L’incinération est-elle la solution?

L’environnementaliste Karen Wirsig du groupe Environmental Defence est préoccupée par le fait que Toronto ouvre la porte à l’incinération des déchets, qualifiant cette option de solution malsaine, en raison des émissions qui y sont liées.

Ce qu’on devrait prioriser, c’est la diminution des déchets qu’on génère à Toronto, dit-elle.

L’incinération des déchets n’est pas une façon écologique ou sanitaire de traiter des déchets.

Il existe actuellement deux incinérateurs en banlieue de Toronto. Les exploitants assurent qu’ils respectent les normes environnementales, ajoutant que l’incinération permet aussi de produire de l’électricité.

Charles Jia, professeur en génie chimique à l’Université de Toronto, affirme que la technologie a « évolué » et permet de nos jours de « nettoyer le gaz de combustion ». Il cite l’exemple des incinérateurs à Tokyo, au Japon.

Les dépotoirs, c’est une technologie du passé. […] L’incinération est la solution.

Une citation deCharles Jia, professeur en génie chimique, Université de Toronto

Les incinérateurs d’aujourd’hui sont « beaucoup mieux » qu’il y a 50 ans, en matière d’émissions, affirme lui aussi Kelvin Tsun Wai Ng, professeur en génie des systèmes environnementaux à l’Université de Regina, en Saskatchewan.

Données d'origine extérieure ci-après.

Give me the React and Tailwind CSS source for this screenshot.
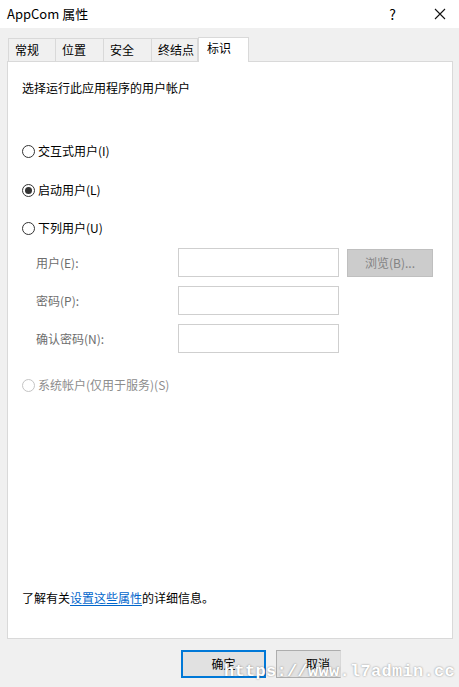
import React from 'react'

const font = { fontFamily: '"Noto Sans CJK SC", "Liberation Sans", sans-serif' }

const Radio = ({ checked, disabled, label }) => (
    <div className="flex items-center h-4">
        <span
            className={`w-[13px] h-[13px] rounded-full border flex items-center justify-center bg-white ${
                disabled ? 'border-[#c4c4c4]' : 'border-[#333333]'
            }`}
        >
            {checked && <span className="w-[7px] h-[7px] rounded-full bg-[#333333]" />}
        </span>
        <span className={`ml-[3px] ${disabled ? 'text-[#8d8d8d]' : 'text-black'}`}>{label}</span>
    </div>
)

const Tab = ({ label, active }) =>
    active ? (
        <div className="w-[51px] h-[25px] -mb-px bg-white border border-b-0 border-[#d9d9d9] pl-[8px] pt-[2px] z-10 text-black">
            {label}
        </div>
    ) : (
        <div className="h-[23px] border border-b-0 border-r-0 border-[#d9d9d9] bg-[#f0f0f0] pl-[6px] pt-[3px] text-black">
            {label}
        </div>
    )

const Field = ({ label, children }) => (
    <div className="flex items-start h-[29px]">
        <div className="w-[142px] ml-[14px] h-[29px] flex items-center text-[#6d6d6d]">{label}</div>
        <div className="w-[161px] h-[29px] border border-[#cfcfcf] bg-white" />
        {children}
    </div>
)

export default function App() {
    return (
        <div className="w-[459px] h-[687px] bg-[#f0f0f0] flex flex-col text-[12px] leading-4 relative overflow-hidden" style={font}>
            {/* 标题栏 */}
            <div className="h-[28px] bg-white flex items-center">
                <span className="ml-[7px] text-[13px] text-black">AppCom 属性</span>
                <span className="ml-auto mr-[38px] text-[14px] text-black">?</span>
                <svg className="mr-[13px]" width="12" height="12" viewBox="0 0 12 12">
                    <path d="M1 1L11 11M11 1L1 11" stroke="#111" strokeWidth="1.1" />
                </svg>
            </div>

            {/* 选项卡 */}
            <div className="flex items-end ml-[8px] mt-[9px]">
                <div className="w-[47px]"><Tab label="常规" /></div>
                <div className="w-[48px]"><Tab label="位置" /></div>
                <div className="w-[48px]"><Tab label="安全" /></div>
                <div className="w-[47px] border-r border-[#d9d9d9]"><Tab label="终结点" /></div>
                <Tab label="标识" active />
            </div>

            {/* 内容面板 */}
            <div className="mx-[7px] w-[446px] h-[578px] bg-white border border-[#d9d9d9] flex flex-col pl-[14px]">
                <div className="mt-[18px] text-black">选择运行此应用程序的用户帐户</div>
                <div className="mt-[47px]"><Radio label="交互式用户(I)" /></div>
                <div className="mt-[23px]"><Radio label="启动用户(L)" checked /></div>
                <div className="mt-[22px]"><Radio label="下列用户(U)" /></div>

                <div className="mt-[12px] flex flex-col gap-[9px]">
                    <Field label="用户(E):">
                        <div className="ml-[8px] mt-px w-[86px] h-[28px] bg-[#cccccc] border border-[#bfbfbf] flex items-center justify-center text-[#838383]">
                            浏览(B)...
                        </div>
                    </Field>
                    <Field label="密码(P):" />
                    <Field label="确认密码(N):" />
                </div>

                <div className="mt-[24px]"><Radio label="系统帐户(仅用于服务)(S)" disabled /></div>

                <div className="mt-auto mb-[32px] text-black">
                    了解有关<span className="text-[#0066cc] underline underline-offset-2">设置这些属性</span>的详细信息。
                </div>
            </div>

            {/* 按钮 */}
            <div className="flex mt-[11px] ml-[181px] gap-[10px]">
                <div className="w-[85px] h-[28px] border-2 border-[#0078d7] bg-[#e1e1e1] flex items-center justify-center text-black">
                    确定
                </div>
                <div className="w-[65px] h-[28px] border border-[#adadad] border-r-[#d8d8d8] bg-[#e1e1e1] flex items-center pl-[29px] text-black">
                    取消
                </div>
            </div>

            {/* 水印 */}
            <div
                className="absolute left-[224px] top-[664px] text-[17px] font-bold text-white tracking-[0.3px] [text-shadow:0_0_2px_rgba(0,0,0,0.45)]"
                style={{ fontFamily: '"Liberation Mono", monospace' }}
            >
                https://www.l7admin.cc
            </div>
        </div>
    )
}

Mon inquiétude [avec l’incinération], ce n’est pas la pollution environnementale. C’est plutôt que ça entre en compétition avec nos programmes de recyclage.

Une citation deKelvin Tsun Wai Ng, professeur, génie des systèmes environnementaux, Université de Regina

Il explique qu’un incinérateur a constamment besoin de produits à brûler et que des matières recyclables comme des bouteilles en plastique ont en fait une grande valeur énergétique.

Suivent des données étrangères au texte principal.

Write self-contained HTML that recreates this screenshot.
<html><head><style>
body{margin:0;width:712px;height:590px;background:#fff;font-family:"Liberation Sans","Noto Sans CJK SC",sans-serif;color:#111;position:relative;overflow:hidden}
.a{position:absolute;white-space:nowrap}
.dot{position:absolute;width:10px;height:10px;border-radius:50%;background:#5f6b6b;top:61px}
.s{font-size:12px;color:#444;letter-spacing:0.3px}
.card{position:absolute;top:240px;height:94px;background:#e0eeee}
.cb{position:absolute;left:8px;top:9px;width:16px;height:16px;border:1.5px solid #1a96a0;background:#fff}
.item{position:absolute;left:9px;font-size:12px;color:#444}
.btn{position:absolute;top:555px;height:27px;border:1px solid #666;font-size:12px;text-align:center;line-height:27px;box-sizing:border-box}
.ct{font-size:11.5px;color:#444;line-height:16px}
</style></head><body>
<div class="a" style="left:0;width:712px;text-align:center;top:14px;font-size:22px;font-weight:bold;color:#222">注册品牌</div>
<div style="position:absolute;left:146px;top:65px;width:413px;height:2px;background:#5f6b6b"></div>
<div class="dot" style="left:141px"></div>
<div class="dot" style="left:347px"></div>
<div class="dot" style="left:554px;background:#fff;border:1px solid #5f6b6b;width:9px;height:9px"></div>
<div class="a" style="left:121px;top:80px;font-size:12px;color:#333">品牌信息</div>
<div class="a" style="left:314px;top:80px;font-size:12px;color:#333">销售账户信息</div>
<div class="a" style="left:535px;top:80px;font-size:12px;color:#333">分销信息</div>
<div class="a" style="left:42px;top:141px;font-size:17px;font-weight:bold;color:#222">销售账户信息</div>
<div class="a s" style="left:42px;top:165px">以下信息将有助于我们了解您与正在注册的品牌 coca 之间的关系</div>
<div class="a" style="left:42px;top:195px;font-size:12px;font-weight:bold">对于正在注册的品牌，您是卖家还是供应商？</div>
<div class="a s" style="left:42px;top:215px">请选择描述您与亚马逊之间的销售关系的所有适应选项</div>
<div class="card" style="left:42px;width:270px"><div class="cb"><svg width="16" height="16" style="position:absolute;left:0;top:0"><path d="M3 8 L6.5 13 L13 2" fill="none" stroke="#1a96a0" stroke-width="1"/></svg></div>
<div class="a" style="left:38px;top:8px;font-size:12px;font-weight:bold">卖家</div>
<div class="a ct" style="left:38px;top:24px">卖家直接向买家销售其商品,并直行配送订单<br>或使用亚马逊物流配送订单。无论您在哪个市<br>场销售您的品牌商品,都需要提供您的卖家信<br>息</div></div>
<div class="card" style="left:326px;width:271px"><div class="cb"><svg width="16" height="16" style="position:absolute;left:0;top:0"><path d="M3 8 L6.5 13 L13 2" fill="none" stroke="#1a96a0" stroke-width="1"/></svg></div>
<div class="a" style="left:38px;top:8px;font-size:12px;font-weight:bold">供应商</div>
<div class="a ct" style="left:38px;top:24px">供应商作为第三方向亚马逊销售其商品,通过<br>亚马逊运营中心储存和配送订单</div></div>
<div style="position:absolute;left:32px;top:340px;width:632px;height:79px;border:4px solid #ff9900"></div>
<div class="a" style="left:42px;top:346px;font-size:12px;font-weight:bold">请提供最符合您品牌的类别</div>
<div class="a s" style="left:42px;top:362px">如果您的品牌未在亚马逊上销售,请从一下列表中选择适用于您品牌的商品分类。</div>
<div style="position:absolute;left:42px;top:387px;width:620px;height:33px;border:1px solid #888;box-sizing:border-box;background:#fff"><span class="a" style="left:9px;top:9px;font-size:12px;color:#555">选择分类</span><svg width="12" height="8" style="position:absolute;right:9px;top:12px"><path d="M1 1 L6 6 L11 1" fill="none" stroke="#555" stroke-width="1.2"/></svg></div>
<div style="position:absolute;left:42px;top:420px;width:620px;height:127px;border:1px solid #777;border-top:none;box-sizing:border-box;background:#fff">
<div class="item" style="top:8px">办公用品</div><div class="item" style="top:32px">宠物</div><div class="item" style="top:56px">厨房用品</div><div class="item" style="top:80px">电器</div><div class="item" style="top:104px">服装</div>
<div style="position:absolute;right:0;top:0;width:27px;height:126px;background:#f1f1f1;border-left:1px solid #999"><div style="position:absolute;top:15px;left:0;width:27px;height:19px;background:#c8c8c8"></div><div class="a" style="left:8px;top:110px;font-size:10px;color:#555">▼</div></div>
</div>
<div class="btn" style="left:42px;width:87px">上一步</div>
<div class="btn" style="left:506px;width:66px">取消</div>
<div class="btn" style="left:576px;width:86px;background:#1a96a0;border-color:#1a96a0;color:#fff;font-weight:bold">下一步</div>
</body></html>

C’est sans parler des cendres produites par l’incinération, qu’il faut gérer, note le chimiste et professeur Marc Olivier de l’Université de Sherbrooke, au Québec, qui est spécialisé en environnement et en gestion des matières dangereuses.

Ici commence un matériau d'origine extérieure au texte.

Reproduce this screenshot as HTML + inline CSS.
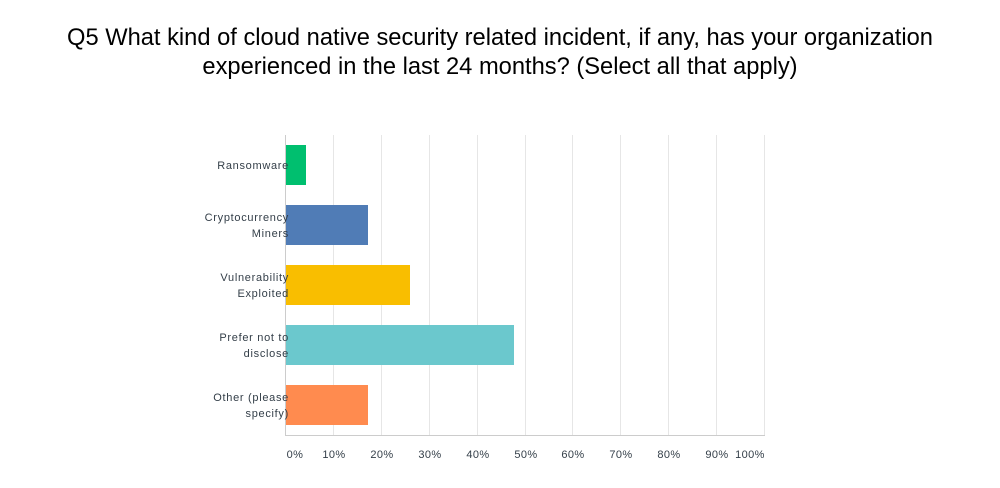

Il n’y a pas de solution miracle, souligne la mairesse adjointe McKelvie sans se mouiller en faveur d’une solution ou une autre pour l’instant.

La Ville veut consulter les autres municipalités pour voir si un autre site d’enfouissement serait disponible, explique-t-elle, tout en cherchant à réduire la quantité de déchets à gérer, grâce au compostage, au recyclage et à l’élimination des plastiques à usage unique, notamment.

Mme McKelvie ajoute que Toronto n’a pas examiné pour l’instant où pourrait être situé un incinérateur ni si sa gestion serait confiée à un exploitant privé.

Comment recycler plus dans les condominiums?

Le taux de recyclage et de compostage dans les condominiums et les immeubles d’appartements (neuf unités ou plus) à Toronto étaient d’à peine 27,9 % l’an dernier, selon la Ville.

C’est 2,2 fois moins que chez les occupants de maisons.

Quentin de Becker, enseignant et fondateur du groupe environnemental Scarborough Zero Waste, ne montre pas les locataires du doigt pour autant.

Je peux difficilement critiquer quelqu’un qui doit descendre 30 étages pour aller faire son recyclage.

Une citation deQuentin de Becker, fondateur, organisme Scarborough Zero Waste

Il souligne que de nombreux immeubles n’ont pas de chute. Et souvent, s’ils en ont une, elle sert uniquement aux ordures.

Outre ce problème d’infrastructures, il faudrait plus de financement public, selon lui, pour des organismes comme le sien qui font la promotion du recyclage et du compostage par le biais d’activités communautaires.

Le professeur Olivier croit lui aussi qu’il faut organiser des défis de quartier avec des objectifs à atteindre et récompenser les bons comportements, pour tenter d’accroître le taux de participation.

Il y a des solutions qui peuvent s’adapter à une partie de clientèle, d’autres solutions pour une autre partie de clientèle, [plutôt qu’avoir] un seul programme où tout le monde passe par le même petit trou de la serrure.

Une citation deMarc Olivier, chimiste spécialisé en environnement, Université de Sherbrooke

Il ajoute qu’il faut une approche orientée vers la récupération quand on bâtit de nouveaux immeubles, parce que s’il n’y a qu’une chute à déchets, bien des résidents vont opter pour la solution de facilité et tout envoyer à la poubelle, plutôt que de faire le tri, dit-il.

La mairesse adjointe McKelvie cite l’exemple d’un condominium de son quartier qui a transformé sa chute à déchets pour qu’elle serve uniquement à la collecte des matières organiques.

Nous aurons des discussions au cours de la prochaine année, afin d’établir un nouveau plan de 10 ans pour les déchets, dit-elle. Mais je préfère les incitatifs [aux amendes] pour accroître le taux de recyclage.